Social interaction skills require daily practice, especially for introverted girls. I know this better than most because I was extremely extroverted when I was her age. It took me a long time to feel comfortable in my own skin while socializing with others. So while Andy is allowed to enjoy her crush she is also expected to engage with other teenagers and practice those social skills that can take a lifetime to master, especially when you are an introvert. After all, human connection is the most important asset that we develop in our lifetime, don’t you agree?
So just as I was getting comfortable, we bumped into an ugly word — EXCLUSIVITY. Andy really felt that her relationship with Z should be exclusive, and of course, Z agreed. I, however, did not! At this age, I characterize exclusiveness in a very negative way. I feel it establishes rigid boundaries. It entails the “not permitting,” the “restricting.” Ugh. I mean, studies have shown that early and exclusive and serious dating before the age of fifteen can have a somewhat stunting effect on adolescents’ psychological development. By getting involved in serious relationships, spending all their time on one person, teens run the risk of missing out on other types of social interactions that can lead to meeting different people, having different experiences. And I don’t want Andy to live with herself that way.

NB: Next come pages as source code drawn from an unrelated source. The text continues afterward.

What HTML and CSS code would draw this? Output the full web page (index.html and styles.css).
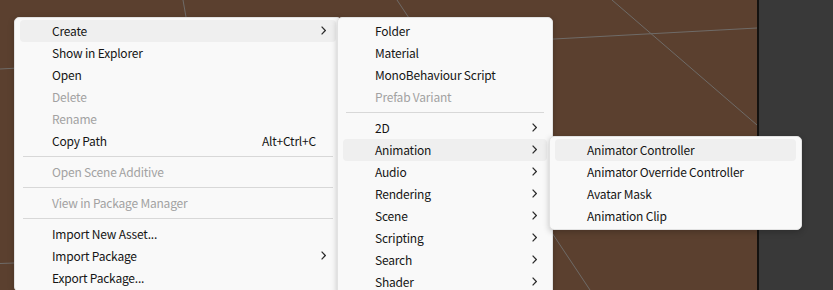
FILE: index.html
```html
<!DOCTYPE html>
<html lang="en">

<head>
    <meta charset="UTF-8">
    <title>Project Context Menu</title>
    <link rel="stylesheet" href="styles.css">
</head>

<body>
    <div class="screen">
        <div class="scene">
            <svg class="grid" width="757" height="290" viewBox="0 0 757 290">
                <line x1="183" y1="0" x2="234" y2="290" />
                <line x1="397" y1="0" x2="590" y2="290" />
                <line x1="612" y1="0" x2="757" y2="125" />
                <line x1="0" y1="69" x2="757" y2="28" />
                <line x1="0" y1="263.5" x2="14" y2="263" />
            </svg>
        </div>
        <div class="panel"></div>

        <!-- main context menu -->
        <div class="menu menu-main">
            <div class="item active"><span class="label">Create</span><span class="sub"><svg width="5" height="9"><path d="M0.6 0.6 L4.3 4.5 L0.6 8.4" /></svg></span></div>
            <div class="item"><span class="label">Show in Explorer</span><span class="sub"></span></div>
            <div class="item"><span class="label">Open</span><span class="sub"></span></div>
            <div class="item disabled"><span class="label">Delete</span><span class="sub"></span></div>
            <div class="item disabled"><span class="label">Rename</span><span class="sub"></span></div>
            <div class="item"><span class="label">Copy Path</span><span class="shortcut">Alt+Ctrl+C</span><span class="sub"></span></div>
            <div class="sep"></div>
            <div class="item disabled"><span class="label">Open Scene Additive</span><span class="sub"></span></div>
            <div class="sep"></div>
            <div class="item disabled"><span class="label">View in Package Manager</span><span class="sub"></span></div>
            <div class="sep"></div>
            <div class="item"><span class="label">Import New Asset...</span><span class="sub"></span></div>
            <div class="item"><span class="label">Import Package</span><span class="sub"><svg width="5" height="9"><path d="M0.6 0.6 L4.3 4.5 L0.6 8.4" /></svg></span></div>
            <div class="item"><span class="label">Export Package...</span><span class="sub"></span></div>
        </div>

        <!-- Create submenu -->
        <div class="menu menu-create">
            <div class="item"><span class="label">Folder</span><span class="sub"></span></div>
            <div class="item"><span class="label">Material</span><span class="sub"></span></div>
            <div class="item"><span class="label">MonoBehaviour Script</span><span class="sub"></span></div>
            <div class="item disabled"><span class="label">Prefab Variant</span><span class="sub"></span></div>
            <div class="sep"></div>
            <div class="item"><span class="label">2D</span><span class="sub"><svg width="5" height="9"><path d="M0.6 0.6 L4.3 4.5 L0.6 8.4" /></svg></span></div>
            <div class="item active"><span class="label">Animation</span><span class="sub"><svg width="5" height="9"><path d="M0.6 0.6 L4.3 4.5 L0.6 8.4" /></svg></span></div>
            <div class="item"><span class="label">Audio</span><span class="sub"><svg width="5" height="9"><path d="M0.6 0.6 L4.3 4.5 L0.6 8.4" /></svg></span></div>
            <div class="item"><span class="label">Rendering</span><span class="sub"><svg width="5" height="9"><path d="M0.6 0.6 L4.3 4.5 L0.6 8.4" /></svg></span></div>
            <div class="item"><span class="label">Scene</span><span class="sub"><svg width="5" height="9"><path d="M0.6 0.6 L4.3 4.5 L0.6 8.4" /></svg></span></div>
            <div class="item"><span class="label">Scripting</span><span class="sub"><svg width="5" height="9"><path d="M0.6 0.6 L4.3 4.5 L0.6 8.4" /></svg></span></div>
            <div class="item"><span class="label">Search</span><span class="sub"><svg width="5" height="9"><path d="M0.6 0.6 L4.3 4.5 L0.6 8.4" /></svg></span></div>
            <div class="item"><span class="label">Shader</span><span class="sub"><svg width="5" height="9"><path d="M0.6 0.6 L4.3 4.5 L0.6 8.4" /></svg></span></div>
        </div>

        <!-- Animation submenu -->
        <div class="menu menu-anim">
            <div class="item active"><span class="label">Animator Controller</span><span class="sub"></span></div>
            <div class="item"><span class="label">Animator Override Controller</span><span class="sub"></span></div>
            <div class="item"><span class="label">Avatar Mask</span><span class="sub"></span></div>
            <div class="item"><span class="label">Animation Clip</span><span class="sub"></span></div>
        </div>
    </div>
</body>

</html>
```

FILE: styles.css
```css
* {
    box-sizing: border-box;
}

body {
    margin: 0;
    font-family: "Noto Sans CJK KR", "Noto Sans", sans-serif;
    font-size: 12px;
    letter-spacing: -0.2px;
    overflow: hidden;
}

.screen {
    position: relative;
    display: flex;
    width: 833px;
    height: 290px;
    overflow: hidden;
}

.scene {
    width: 757px;
    height: 290px;
    background-color: #5b402f;
}

.grid {
    display: block;
}

.grid line {
    stroke: #6f6b68;
    stroke-width: 1;
}

.panel {
    flex: 1;
    background-color: #393939;
    border-left: 2px solid #141210;
}

.menu {
    position: absolute;
    padding: 2px 5px;
    background-color: #f9f9f9;
    border: 1px solid #e2e2e2;
    border-radius: 5px;
    box-shadow: 0 2px 6px rgba(0, 0, 0, 0.22);
    color: #151515;
}

.menu-main {
    left: 14px;
    top: 17px;
    width: 328px;
}

.menu-create {
    left: 337px;
    top: 17px;
    width: 216px;
}

.menu-anim {
    left: 549px;
    top: 136px;
    width: 253px;
}

.item {
    display: flex;
    align-items: center;
    height: 22px;
    padding-left: 32px;
    padding-bottom: 2px;
    border-radius: 4px;
    white-space: nowrap;
}

.item.active {
    background-color: #efefef;
}

.item.disabled {
    color: #a2a2a2;
}

.label {
    flex: 1;
}

.shortcut {
    margin-left: 10px;
}

.sub {
    width: 20px;
    height: 20px;
    display: flex;
    align-items: center;
    justify-content: flex-end;
    padding-right: 10px;
}

.sub svg {
    display: block;
}

.sub path {
    fill: none;
    stroke: #2a2a2a;
    stroke-width: 1.2;
}

.sep {
    height: 1px;
    margin: 4px 3px;
    background-color: #d8d8d8;
}
```
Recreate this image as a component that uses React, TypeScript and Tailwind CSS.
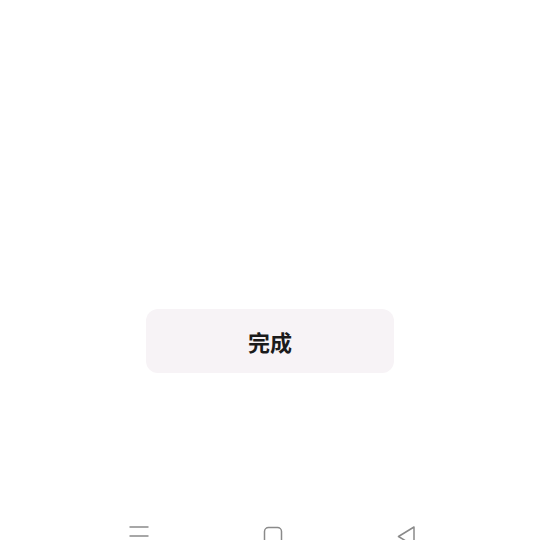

But of course, I know better than to say “Nope! You cannot be exclusive!” I do the dance-around like any good mom and I come at it from a different direction. Instead of telling Andy that she was not allowed to be exclusive with Z, I focused on giving her the opportunity to build as many other types of relationships that would allow her to practice intimacy and gain different perspectives, or simply have fun with others as much as I possibly could. And, as it often happens at this age, Z eventually lost the magical hold that he had over Andy. It wasn’t anything that Andy did, or that Z did. It was just natural growth. And in growing, they grew apart. They are still good friends, but Andy has moved on to K. Yes, another online boyfriend.
Ah, young love. The stuff that makes the world go ’round, leaves us swooning, creates that feeling of walking on air with butterflies in our stomachs, barely able to catch our breath. I mean I get it, especially in the teenage years it’s so important to have those feelings. Hmm, simultaneously, it’s the same stuff that makes us want to pull our hair out, and scream at the top of our lungs and declare our emotional warfare on someone. And I see it with Andy. She has her ups and downs with K, who is also a nice kid. Thankfully, he lives several hours of flight away from us.
Even as I sigh, I understand that yes, it’s complicated. But it’s also beautiful allowing Andy to explore romantic relationships. Just as with Emmi, I remind myself that these are the first steps for them to grow and develop into the well-rounded, caring people, who will be able to build and maintain long-term, loving relationships later in their lives.
So, as the girls like to say, bring it on! Teen love, despite its ups, downs, and unpredictability, is a good thing in the long run. So I’m here to help them navigate through that interesting and exciting journey.